Once you and your HUD PM have determined that there is an excess RR balance to be used to offset vouchers, you need to understand the process your HUD office is following, particularly regarding the completion of the Form 9250. Some HUD office are requesting the form be completed by the OA and submitted to HUD; other
HUD offices are using pre-filled Form 9250s (containing everything except the amounts), and completing the amount section themselves after the CA has reconciled the voucher and informed HUD of the offset amount.

You should add an FORQ (Field Office Request Manual Adjustment) to your next voucher(s) as agreed upon. Enter this monthly amount as a negative number. You will receive any remaining voucher amount through the normal LOCCS payment process; with the RR offset amount received through the Form 9250 process.

If your HUD office is requiring the OA complete the Form 9250, we strongly recommend that you wait until you have confirmation from your CA of the amount that has been approved.

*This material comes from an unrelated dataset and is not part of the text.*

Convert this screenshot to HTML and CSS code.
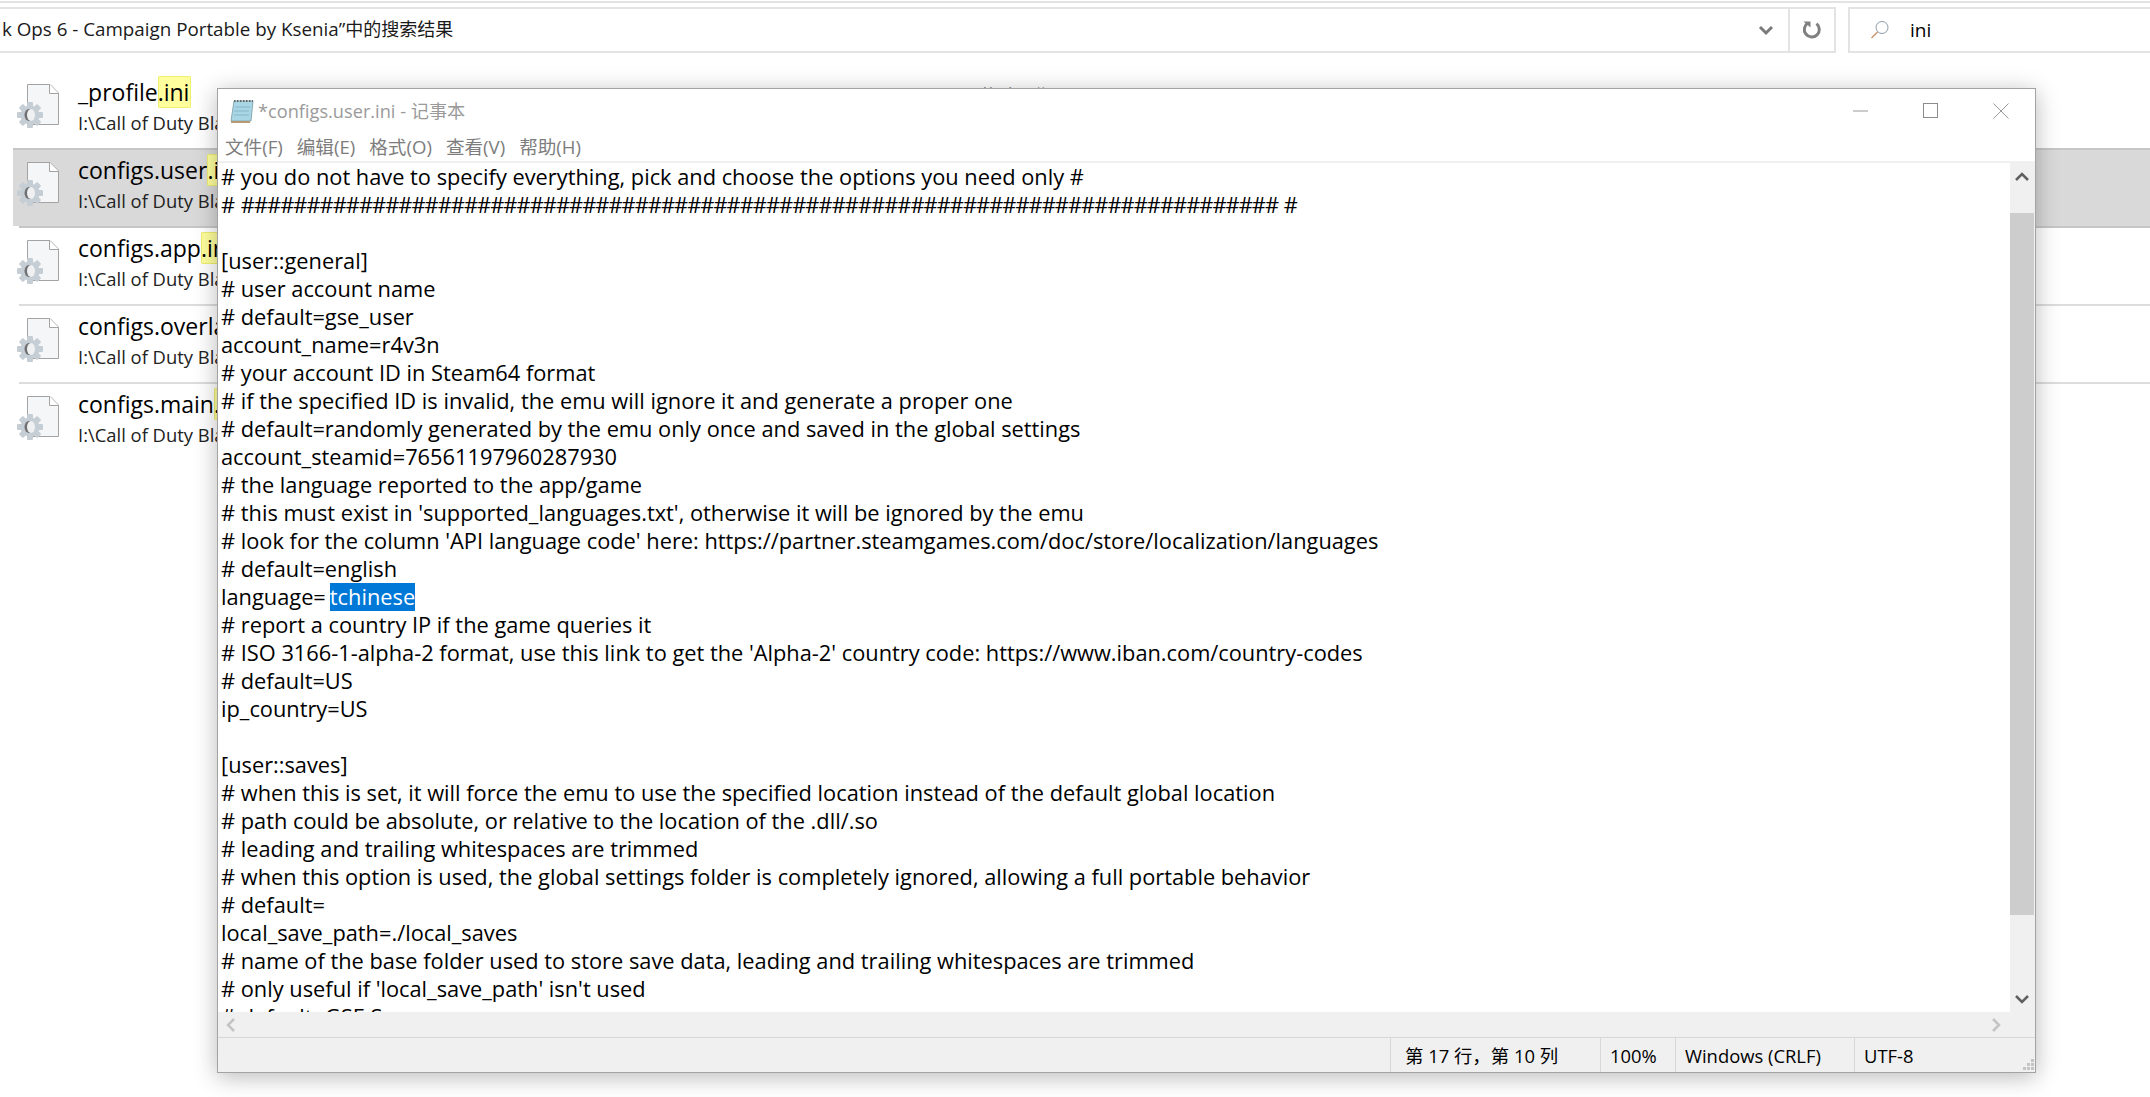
FILE: index.html
```html
<!DOCTYPE html>
<html lang="zh">
<head>
<meta charset="utf-8">
<title>configs.user.ini - 记事本</title>
<link rel="stylesheet" href="styles.css">
</head>
<body>
<svg class="defs" width="0" height="0" aria-hidden="true">
  <defs>
    <symbol id="ini-icon" viewBox="0 0 48 48">
      <path d="M13.500 3.500H36L44.500 12V43.500H13.500Z" fill="#f5f6f7" stroke="#a3a3a3"/>
      <path d="M35.500 3.500V12.500H44.500" fill="#fff" stroke="#a3a3a3"/>
      <g transform="translate(16 34)">
        <circle r="9.500" fill="#c6ced5"/>
        <g fill="#c6ced5">
          <rect x="-3" y="-13" width="6" height="26" rx="1"/>
          <rect x="-3" y="-13" width="6" height="26" rx="1" transform="rotate(45)"/>
          <rect x="-3" y="-13" width="6" height="26" rx="1" transform="rotate(90)"/>
          <rect x="-3" y="-13" width="6" height="26" rx="1" transform="rotate(135)"/>
        </g>
        <ellipse cx="-1" cy="0" rx="4.500" ry="6" fill="#707070"/>
        <ellipse cx="1" cy="0" rx="4" ry="6" fill="#eef0f2"/>
      </g>
    </symbol>
  </defs>
</svg>

<div class="explorer">
  <div class="top-rule"></div>
  <div class="toolbar">
    <div class="address">
      <div class="address-text">k Ops 6 - Campaign Portable by Ksenia”<span class="cjk">中的搜索结果</span></div>
      <svg class="chevron" width="16" height="12" viewBox="0 0 16 12"><path d="M2 3l6 6 6-6" fill="none" stroke="#7a7a7a" stroke-width="3"/></svg>
      <div class="refresh">
        <svg width="20" height="20" viewBox="0 0 20 20"><path d="M6 3A7.500 7.500 0 1 0 14.500 3.600" fill="none" stroke="#808080" stroke-width="3"/><path d="M1.500 1.500h7v6z" fill="#808080"/></svg>
      </div>
    </div>
    <div class="search">
      <svg width="20" height="20" viewBox="0 0 20 20"><circle cx="12" cy="7.500" r="6" fill="none" stroke="#8a9aa8"/><path d="M7.500 12L1.500 18" stroke="#c9956a" stroke-width="1.400"/></svg>
      <span class="search-text">ini</span>
    </div>
  </div>

  <div class="results">
    <div class="result first">
      <svg class="file-icon"><use href="#ini-icon"/></svg>
      <div class="result-text">
        <div class="name">_profile<mark>.ini</mark></div>
        <div class="path">I:\Call of Duty Black Ops 6</div>
      </div>
      <div class="modified">修改日期: 2025/9/10 9:36</div>
    </div>
    <div class="result selected">
      <svg class="file-icon"><use href="#ini-icon"/></svg>
      <div class="result-text">
        <div class="name">configs.user<mark>.ini</mark></div>
        <div class="path">I:\Call of Duty Black Ops 6</div>
      </div>
    </div>
    <div class="result">
      <svg class="file-icon"><use href="#ini-icon"/></svg>
      <div class="result-text">
        <div class="name">configs.app<mark>.ini</mark></div>
        <div class="path">I:\Call of Duty Black Ops 6</div>
      </div>
    </div>
    <div class="result">
      <svg class="file-icon"><use href="#ini-icon"/></svg>
      <div class="result-text">
        <div class="name">configs.overlay<mark>.ini</mark></div>
        <div class="path">I:\Call of Duty Black Ops 6</div>
      </div>
    </div>
    <div class="result">
      <svg class="file-icon"><use href="#ini-icon"/></svg>
      <div class="result-text">
        <div class="name">configs.main<mark>.ini</mark></div>
        <div class="path">I:\Call of Duty Black Ops 6</div>
      </div>
    </div>
  </div>
</div>

<section class="notepad">
  <header class="titlebar">
    <svg class="np-icon" width="26" height="26" viewBox="0 0 26 26"><path d="M5 3h19l-2 20H2z" fill="#a9d6e4" stroke="#8aa9b4"/><path d="M2 24h19" stroke="#b59a74" stroke-width="2"/><path d="M5 3h19" stroke="#666" stroke-width="2" stroke-dasharray="1.500 1.500"/><path d="M6 9h15M5 13h15M5 17h15" stroke="#86b6c8"/></svg>
    <span class="title">*configs.user.ini - 记事本</span>
    <div class="winctl">
      <svg width="16" height="16" viewBox="0 0 16 16"><path d="M0 8h15" stroke="#999"/></svg>
      <svg width="16" height="16" viewBox="0 0 16 16"><rect x=".5" y=".5" width="14" height="14" fill="none" stroke="#8c8c8c"/></svg>
      <svg width="16" height="16" viewBox="0 0 16 16"><path d="M.5.5l15 15M15.500.5l-15 15" stroke="#999"/></svg>
    </div>
  </header>
  <nav class="menubar">
    <span>文件(F)</span><span>编辑(E)</span><span>格式(O)</span><span>查看(V)</span><span>帮助(H)</span>
  </nav>
  <div class="editor-area">
    <div class="editor">
      <div class="line"># you do not have to specify everything, pick and choose the options you need only #</div>
      <div class="line"># <span class="hashes">###############################################################################</span> #</div>
      <div class="line">&nbsp;</div>
      <div class="line">[user::general]</div>
      <div class="line"># user account name</div>
      <div class="line"># default=gse_user</div>
      <div class="line">account_name=r4v3n</div>
      <div class="line"># your account ID in Steam64 format</div>
      <div class="line"># if the specified ID is invalid, the emu will ignore it and generate a proper one</div>
      <div class="line"># default=randomly generated by the emu only once and saved in the global settings</div>
      <div class="line">account_steamid=76561197960287930</div>
      <div class="line"># the language reported to the app/game</div>
      <div class="line"># this must exist in 'supported_languages.txt', otherwise it will be ignored by the emu</div>
      <div class="line"># look for the column 'API language code' here: https://partner.steamgames.com/doc/store/localization/languages</div>
      <div class="line"># default=english</div>
      <div class="line">language=<span class="sel">tchinese</span></div>
      <div class="line"># report a country IP if the game queries it</div>
      <div class="line"># ISO 3166-1-alpha-2 format, use this link to get the 'Alpha-2' country code: https://www.iban.com/country-codes</div>
      <div class="line"># default=US</div>
      <div class="line">ip_country=US</div>
      <div class="line">&nbsp;</div>
      <div class="line">[user::saves]</div>
      <div class="line"># when this is set, it will force the emu to use the specified location instead of the default global location</div>
      <div class="line"># path could be absolute, or relative to the location of the .dll/.so</div>
      <div class="line"># leading and trailing whitespaces are trimmed</div>
      <div class="line"># when this option is used, the global settings folder is completely ignored, allowing a full portable behavior</div>
      <div class="line"># default=</div>
      <div class="line">local_save_path=./local_saves</div>
      <div class="line"># name of the base folder used to store save data, leading and trailing whitespaces are trimmed</div>
      <div class="line"># only useful if 'local_save_path' isn't used</div>
      <div class="line"># default=GSE Saves</div>
    </div>
    <div class="vscroll">
      <svg class="arrow-up" width="14" height="10" viewBox="0 0 14 10"><path d="M1 8l6-6 6 6" fill="none" stroke="#606060" stroke-width="2.500"/></svg>
      <div class="thumb"></div>
      <svg class="arrow-down" width="14" height="10" viewBox="0 0 14 10"><path d="M1 2l6 6 6-6" fill="none" stroke="#606060" stroke-width="2.500"/></svg>
    </div>
    <div class="hscroll">
      <svg width="10" height="14" viewBox="0 0 10 14"><path d="M8 1L2 7l6 6" fill="none" stroke="#c4c4c4" stroke-width="2.500"/></svg>
      <svg width="10" height="14" viewBox="0 0 10 14"><path d="M2 1l6 6-6 6" fill="none" stroke="#c4c4c4" stroke-width="2.500"/></svg>
    </div>
  </div>
  <footer class="statusbar">
    <div class="cell pos">第 17 行，第 10 列</div>
    <div class="cell zoom">100%</div>
    <div class="cell eol">Windows (CRLF)</div>
    <div class="cell enc">UTF-8</div>
    <svg class="grip" width="12" height="12" viewBox="0 0 12 12"><path d="M8 0h3v3H8zM4 4h3v3H4zM8 4h3v3H8zM0 8h3v3H0zM4 8h3v3H4zM8 8h3v3H8z" fill="#c4c4c4"/></svg>
  </footer>
</section>
</body>
</html>
```

FILE: styles.css
```css
* { box-sizing: border-box; }
html, body { margin: 0; padding: 0; width: 2150px; height: 1097px; overflow: hidden; background: #fff; }
body { font-family: "Open Sans", "Noto Sans CJK SC", sans-serif; color: #000; position: relative; }
.defs { position: absolute; }

.top-rule { height: 2px; margin-top: 1px; background: #e3e3e3; }
.toolbar { display: flex; margin-top: 4px; height: 46px; gap: 12px; }
.address { width: 1840px; margin-left: -4px; display: flex; align-items: center; border: 2px solid #e3e3e3; }
.address-text { flex: 1; font-size: 18.8px; line-height: 24px; padding: 0 0 2px 4px; white-space: nowrap; color: #1a1a1a; }
.cjk { font-size: 18px; }
.chevron { margin-right: 14px; }
.refresh { width: 46px; height: 100%; border-left: 2px solid #e3e3e3; display: flex; align-items: center; justify-content: center; }
.search { flex: 1; display: flex; align-items: center; border: 2px solid #e3e3e3; border-right: 0; padding-left: 20px; gap: 20px; }
.search-text { font-size: 19px; }

.results { margin-top: 17px; padding-left: 19px; }
.result { display: flex; height: 78px; border-top: 2px solid #dcdcdc; }
.result.first { border-top-color: transparent; }
.result.selected { background: #d9d9d9; margin-left: -6px; padding-left: 6px; border-top-color: #c6c6c6; }
.result.selected + .result { border-top-color: #c6c6c6; }
.file-icon { width: 48px; height: 48px; margin: 9px 0 0 -5px; flex: none; }
.result-text { margin-left: 16px; padding-top: 1px; width: 902px; flex: none; }
.name { font-size: 23px; line-height: 38px; white-space: nowrap; }
mark { background: #ffff9e; box-shadow: inset 0 0 0 1px #efef70; border-radius: 2px; padding: 0 2px 0 0; margin-right: -2px; color: inherit; }
.path { font-size: 18.4px; line-height: 23px; white-space: nowrap; color: #222; }
.modified { margin-top: 10px; font-size: 18.5px; color: #444; white-space: nowrap; }

.notepad { position: absolute; left: 217px; top: 88px; width: 1819px; height: 985px; background: #fff; border: 1px solid #a3a3a3; box-shadow: 0 4px 22px rgba(0,0,0,.28); display: flex; flex-direction: column; }
.titlebar { height: 43px; display: flex; align-items: center; padding-left: 11px; flex: none; }
.np-icon { flex: none; }
.title { margin-left: 3px; padding-bottom: 2px; font-size: 18.2px; color: #9a9a9a; white-space: nowrap; }
.winctl { margin-left: auto; display: flex; gap: 54px; padding-right: 26px; align-items: center; }
.menubar { height: 31px; display: flex; gap: 14px; padding: 0 0 2px 7px; font-size: 18.6px; color: #7d7d7d; align-items: center; flex: none; border-bottom: 2px solid #f0f0f0; }

.editor-area { flex: 1; display: grid; grid-template-columns: minmax(0, 1fr) 25px; grid-template-rows: minmax(0, 1fr) 25px; min-height: 0; }
.editor { overflow: hidden; padding-left: 3px; font-size: 21.8px; line-height: 28px; }
.line { height: 28px; white-space: pre; }
.hashes { letter-spacing: -0.95px; }
.sel { display: inline-block; margin-left: 4px; background: #0078d7; color: #fff; }
.vscroll { background: #f0f0f0; display: flex; flex-direction: column; align-items: center; padding-right: 1px; min-height: 0; }
.arrow-up { margin-top: 9px; flex: none; }
.arrow-down { margin-bottom: 8px; flex: none; }
.thumb { flex: 1; width: 24px; background: #cdcdcd; margin: 31px 0 79px 0; align-self: flex-start; }
.hscroll { grid-column: 1 / span 2; background: #f0f0f0; display: flex; justify-content: space-between; align-items: center; padding: 0 34px 0 8px; }

.statusbar { height: 35px; flex: none; display: flex; position: relative; background: #f0f0f0; border-top: 1px solid #d8d8d8; font-size: 18.4px; padding-left: 1172px; align-items: center; }
.cell { height: 100%; border-left: 1px solid #d8d8d8; padding-left: 9px; white-space: nowrap; display: flex; align-items: center; }
.pos { width: 210px; padding-left: 14px; }
.zoom { width: 75px; }
.eol { width: 179px; }
.grip { position: absolute; right: 0; bottom: 1px; }
```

This is because CAs often make adjustments to the OA voucher requests, which means the RR offset entered by the OA may be changed by the CA as well.

HUD will sign the approved 9250 and provide a copy to the lender and OA. The release from residual receipts must be timed in order for the funds to be received by the owner simultaneously with the normal voucher payment.

If you have a 202/8, and your mortgage payment is deducted from your voucher, the voucher amount after the offset must be sufficient to pay the usual mortgage offset. In this case, the RR offset will be for a lower amount than the total calculation, and that lower amount would be deducted from your vouchers. If your CA adjusts the voucher, the CA must make sure that the adjusted voucher amount, after the RR offset, is sufficient to pay your mortgage offset.

CAs can make or adjust the FORQ if the site doesn’t do it properly, forgets to do it, or if the CA makes voucher adjustments based on their voucher review. You, HUD, and your CA (if you have one) are all responsible to track the total offset amount, its monthly balance, and the amount of the FORQ(s) on each voucher. Each HUD office may issue its own procedures for this.